By way of example, program instructions 318 may include an operating system 322 (e.g., an operating system kernel, device driver(s), and/or other modules) and one or more application programs 320 (e.g., address book, email, web browsing, social networking, and/or gaming applications) installed on client device 300. Similarly, data 312 may include operating system data 316 and application data 314. Operating system data 316 may be accessible primarily to operating system 322, and application data 314 may be accessible primarily to one or more of application programs 320. Application data 314 may be arranged in a file system that is visible to or hidden from a user of client device 300.

Application programs 320 may communicate with operating system 322 through one or more application programming interfaces (APIs). These APIs may facilitate, for instance, application programs 320 reading and/or writing application data 314, transmitting or receiving information via communication interface 302, receiving or displaying information on user interface 304, and so on.

In some vernaculars, application programs 320 may be referred to as “apps” for short. Additionally, application programs 320 may be downloadable to client device 300 through one or more online application stores or application markets. However, application programs can also be installed on client device 300 in other ways, such as via a web browser or through a physical interface (e.g., a USB port) on client device 300.

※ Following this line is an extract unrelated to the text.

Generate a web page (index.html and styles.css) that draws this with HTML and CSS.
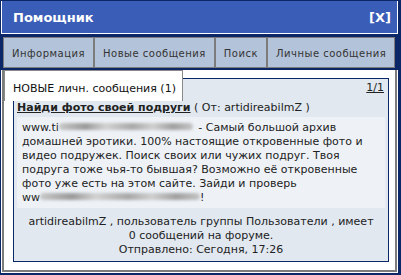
FILE: index.html
```html
<!DOCTYPE html>
<html lang="ru">
<head>
  <meta charset="UTF-8">
  <title>Помощник</title>
  <link rel="stylesheet" href="styles.css">
</head>
<body>
  <div class="window">
    <div class="titlebar">
      <span class="title">Помощник</span>
      <a class="close" href="#">[X]</a>
    </div>
    <div class="tabs">
      <a class="tab" href="#">Информация</a>
      <a class="tab" href="#">Новые сообщения</a>
      <a class="tab" href="#">Поиск</a>
      <a class="tab" href="#">Личные сообщения</a>
    </div>
    <div class="panel">
      <div class="panel-inner">
        <div class="section-label">НОВЫЕ личн. сообщения (1)</div>
        <div class="box">
          <div class="pager"><a href="#">1/1</a></div>
          <div class="subject"><a href="#">Найди фото своей подруги</a> ( От: artidireabilmZ )</div>
          <div class="message">
            www.ti<span class="blur blur-1"></span> - Самый большой архив домашней эротики. 100% настоящие откровенные фото и видео подружек. Поиск своих или чужих подруг. Твоя подруга тоже чья-то бывшая? Возможно её откровенные фото уже есть на этом сайте. Зайди и проверь<br>
            ww<span class="blur blur-2"></span>!
          </div>
          <div class="meta">
            artidireabilmZ , пользователь группы Пользователи , имеет<br>
            0 сообщений на форуме.<br>
            Отправлено: Сегодня, 17:26
          </div>
        </div>
      </div>
    </div>
  </div>
</body>
</html>
```

FILE: styles.css
```css
body {
  margin: 0;
  font-family: "DejaVu Sans", Verdana, sans-serif;
  font-size: 11px;
  color: #222;
}
.window {
  width: 401px;
  height: 275px;
  box-sizing: border-box;
  background-color: #0b2768;
  border-style: solid;
  border-color: #0b2768;
  border-width: 1px 3px 2px 1px;
  display: flex;
  flex-direction: column;
}
.titlebar {
  height: 33px;
  box-sizing: border-box;
  background-color: #3a5db7;
  border: 1px solid #fff;
  border-top: none;
  display: flex;
  justify-content: space-between;
  align-items: center;
  padding: 0 6px 0 11px;
  color: #fff;
  font-size: 13px;
  font-weight: bold;
}
.close {
  color: #fff;
  text-decoration: none;
}
.tabs {
  display: flex;
  padding: 3px 0 2px 2px;
}
.tab {
  height: 31px;
  box-sizing: border-box;
  line-height: 29px;
  padding: 1px 8px 0;
  background-color: #b3c3d9;
  border: 1px solid #7c7c7c;
  color: #333;
  font-size: 10px;
  letter-spacing: 0.5px;
  white-space: nowrap;
  text-decoration: none;
}
.panel {
  flex: 1;
  background-color: #fff;
  border: 1px solid #fff;
  border-top: none;
  display: flex;
}
.panel-inner {
  flex: 1;
  border: 2px solid #7c7c7c;
  border-top: none;
  padding: 0 6px 0 0;
}
.section-label {
  position: relative;
  z-index: 1;
  width: 179px;
  height: 31px;
  box-sizing: border-box;
  padding: 11px 8px 0;
  margin-bottom: -23px;
  background-color: #fff;
  border: 1px solid #8a8a8a;
  border-bottom: none;
  color: #111;
  white-space: nowrap;
}
.box {
  margin-left: 9px;
  border: 1px solid #0b2768;
  background-color: #e1e8f0;
  padding: 2px 3px 4px;
}
.pager {
  text-align: right;
  line-height: 14px;
  padding-right: 1px;
}
.pager a, .subject a {
  color: #222;
}
.subject {
  margin-top: 6px;
  line-height: 14px;
  color: #222;
}
.subject a {
  font-weight: bold;
}
.message {
  margin-top: 2px;
  background-color: #eef2f7;
  padding: 4px 5px 3px;
  line-height: 14px;
  color: #222;
}
.blur {
  display: inline-block;
  height: 7px;
  vertical-align: 1px;
  border-radius: 4px;
  filter: blur(1.6px);
  background: linear-gradient(90deg, #c8c8c8, #9a9a9a 20%, #d2d2d2 35%, #a8a8a8 55%, #cfcfcf 70%, #a0a0a0 85%, #c4c4c4);
}
.blur-1 {
  width: 134px;
  margin-right: 2px;
}
.blur-2 {
  width: 160px;
}
.meta {
  margin-top: 7px;
  text-align: center;
  line-height: 14px;
  color: #222;
}
```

FIG. 4A depicts an example hybrid TTS training system 400. The hybrid TTS training system 400 may include one or more modules configured to perform operations suitable for generating a plurality of models of speech that are suitable for generating a synthetic speech signal. The hybrid TTS training system 400 may include a speech database 402, a spectral feature extraction module 404, an HMM training module 406, an FSM training module 408, and a model database 410. While the hybrid TTS training system 400 is described as having multiple modules, a single computing system may include hardware and/or software necessary for implementing the hybrid TTS training system 400. Alternatively, one or more computing system connected to a network, such as the network 100 described with respect to FIG. 1, may implement the hybrid TTS training system 400.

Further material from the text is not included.